Accountability should be assigned in three layers. The module owner is responsible for selecting the provider, understanding its authentication model, and documenting any weak defaults that must be overridden. The platform team is responsible for enforcing secure baselines, such as short-lived credentials, secret rotation, and configuration guardrails. The governance function is responsible for approving risk acceptance only when there is evidence that the default cannot survive into production unchanged.

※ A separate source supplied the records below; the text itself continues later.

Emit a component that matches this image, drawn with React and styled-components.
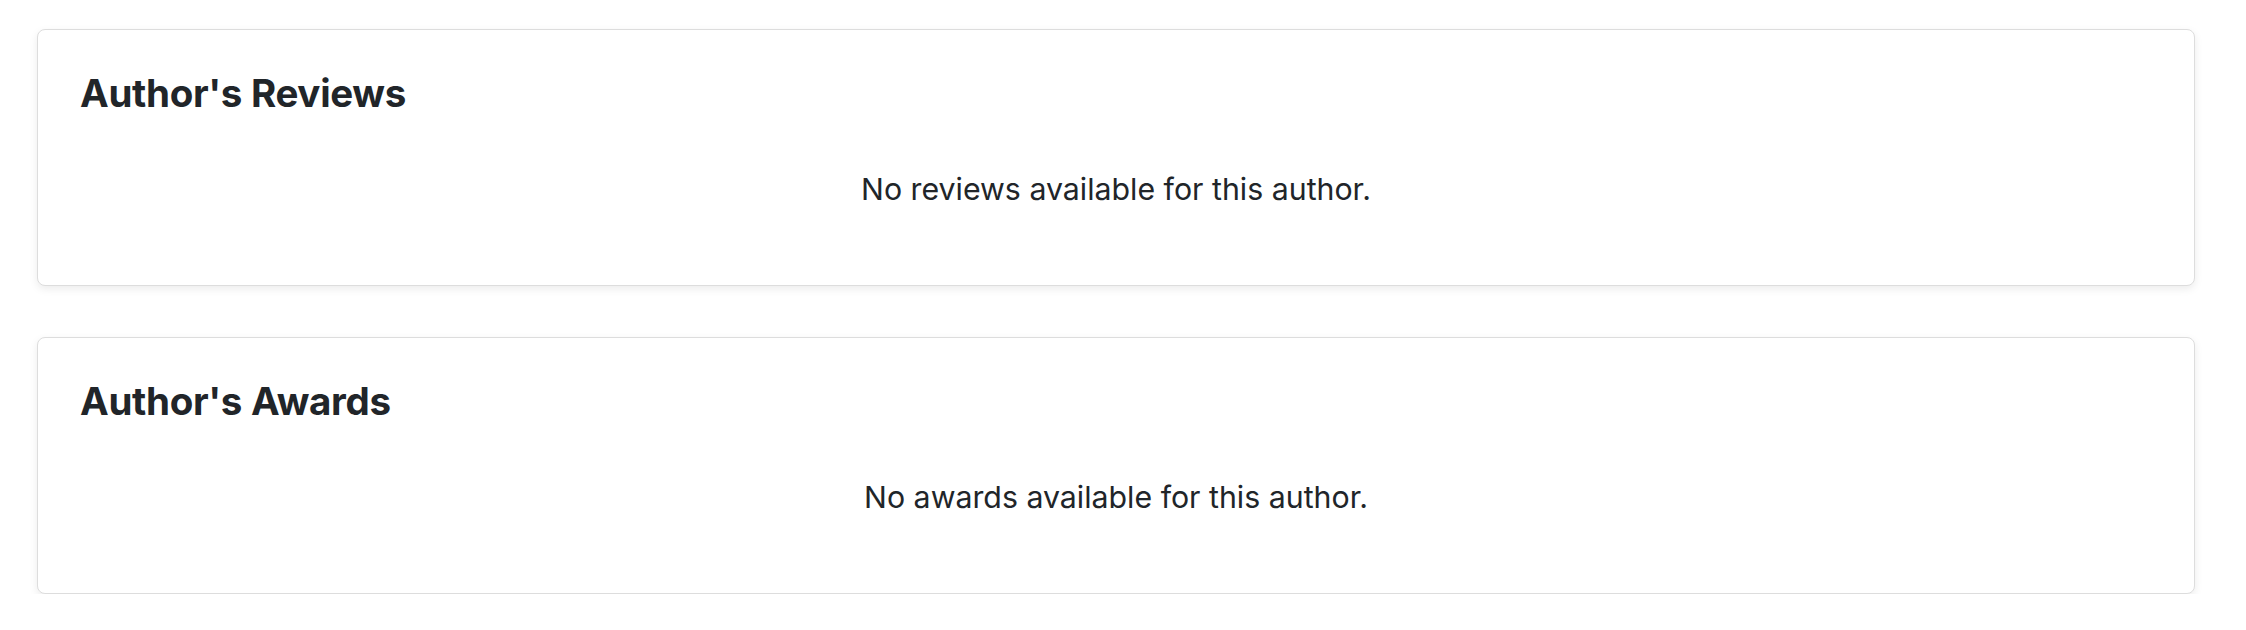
import React from "react";
import styled, { createGlobalStyle } from "styled-components";

const Global = createGlobalStyle`
  html, body { margin: 0; padding: 0; background: #ffffff; }
  body { font-family: Inter, "Noto Sans", sans-serif; color: #212529; }
`;

const Page = styled.div`
  padding: 29px 51px 0 37px;
  display: flex;
  flex-direction: column;
  gap: 51px;
`;

const Card = styled.section`
  height: 257px;
  box-sizing: border-box;
  border: 1.5px solid #dddddd;
  border-radius: 8px;
  background: #fff;
  box-shadow: 0 3px 8px rgba(0, 0, 0, 0.08);
  padding: 40px 42px 0 42px;
`;

const Title = styled.h2`
  margin: 0;
  font-size: 38.5px;
  font-weight: 700;
  line-height: 1.2;
  letter-spacing: -0.3px;
  color: #212529;
`;

const Empty = styled.p`
  margin: 51px 0 0;
  text-align: center;
  font-size: 30.3px;
  line-height: 1.5;
  color: #212529;
`;

const sections = [
  { title: "Author's Reviews", empty: "No reviews available for this author." },
  { title: "Author's Awards", empty: "No awards available for this author." },
];

export default function App() {
  return (
    <>
      <Global />
      <Page>
        {sections.map((s) => (
          <Card key={s.title}>
            <Title>{s.title}</Title>
            <Empty>{s.empty}</Empty>
          </Card>
        ))}
      </Page>
    </>
  );
}
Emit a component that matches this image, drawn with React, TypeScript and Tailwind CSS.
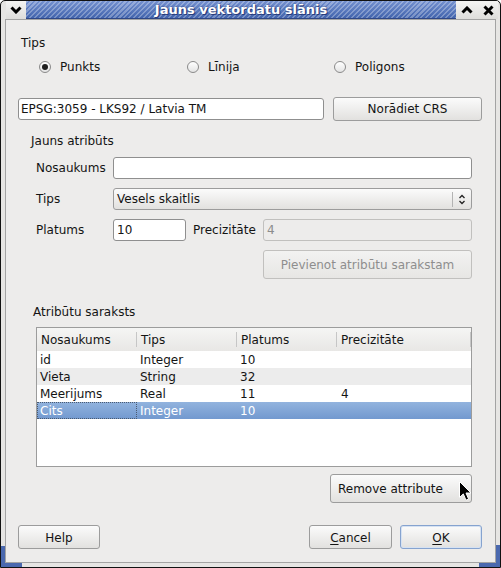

In operational terms, the control question is simple: did anyone verify that the provider default was replaced, wrapped, or constrained before deployment? That review should cover how the secret is issued, how long it remains valid, where it is stored, and how it is revoked. NHI Mgmt Group’s Guide to the Secret Sprawl Challenge is directly relevant because weak defaults often spread when secrets are copied into code, config, CI/CD tools, or ticketing workflows.

  • Require a secure-by-default baseline for every provider integration.
  • Map secret ownership to a named business owner and a technical custodian.
  • Fail deployments that preserve long-lived or unauthenticated defaults.
  • Verify rotation, revocation, and audit logging before go-live.
  • Document exceptions with an expiry date and compensating control.

Current guidance suggests using policy-as-code to block known-bad configurations at deployment time, rather than relying on periodic review. This is especially important where service accounts, API keys, or automation tokens can be inherited across environments. These controls tend to break down when teams treat provider defaults as acceptable temporary settings because the temporary state often becomes the steady state.

Common Variations and Edge Cases

Tighter secret controls often increase implementation overhead, requiring organisations to balance deployment speed against assurance. That tradeoff is real, especially when a provider exposes multiple authentication modes or when legacy workloads cannot immediately support short-lived credentials. In those cases, best practice is evolving, and there is no universal standard for how much residual risk can be tolerated, but there is broad agreement that exceptions must be explicit, time-bound, and reviewed.

One common edge case is a managed service that offers a weak default only during bootstrap. Even then, the platform team remains accountable for enforcing replacement before the workload is exposed. Another is third-party integration, where the vendor owns the control but the organisation still owns the decision to trust it. The same principle applies when an internal application embeds a provider token in a CI/CD path: ownership is shared, but the approving function cannot claim ignorance once the pattern is documented. For broader breach patterns involving exposed tokens and supply-chain reuse, the 52 NHI Breaches Analysis and the Reviewdog GitHub Action supply chain attack show how quickly weak defaults become systemic exposure.

In practice, shared accountability works only when each owner can prove the control they were supposed to enforce, because weak provider defaults become breaches when everyone assumes someone else already fixed them.

Standards & Framework Alignment

This section maps relevant standards and security frameworks to the operational risks and controls described in this guidance.

OWASP Non-Human Identity Top 10 and CSA MAESTRO address the attack and risk surface, while NIST AI RMF set the governance and control requirements practitioners need to meet.

Framework Control / Reference Relevance
OWASP Non-Human Identity Top 10 NHI-01 Covers weak secret defaults and missing lifecycle ownership for NHIs.
CSA MAESTRO AIC-02 Addresses governance for autonomous and platform-controlled identities.
NIST AI RMF GOVERN Govern function requires accountability and oversight for risk acceptance.

Enforce approval gates and accountability for any provider default that affects secret authentication.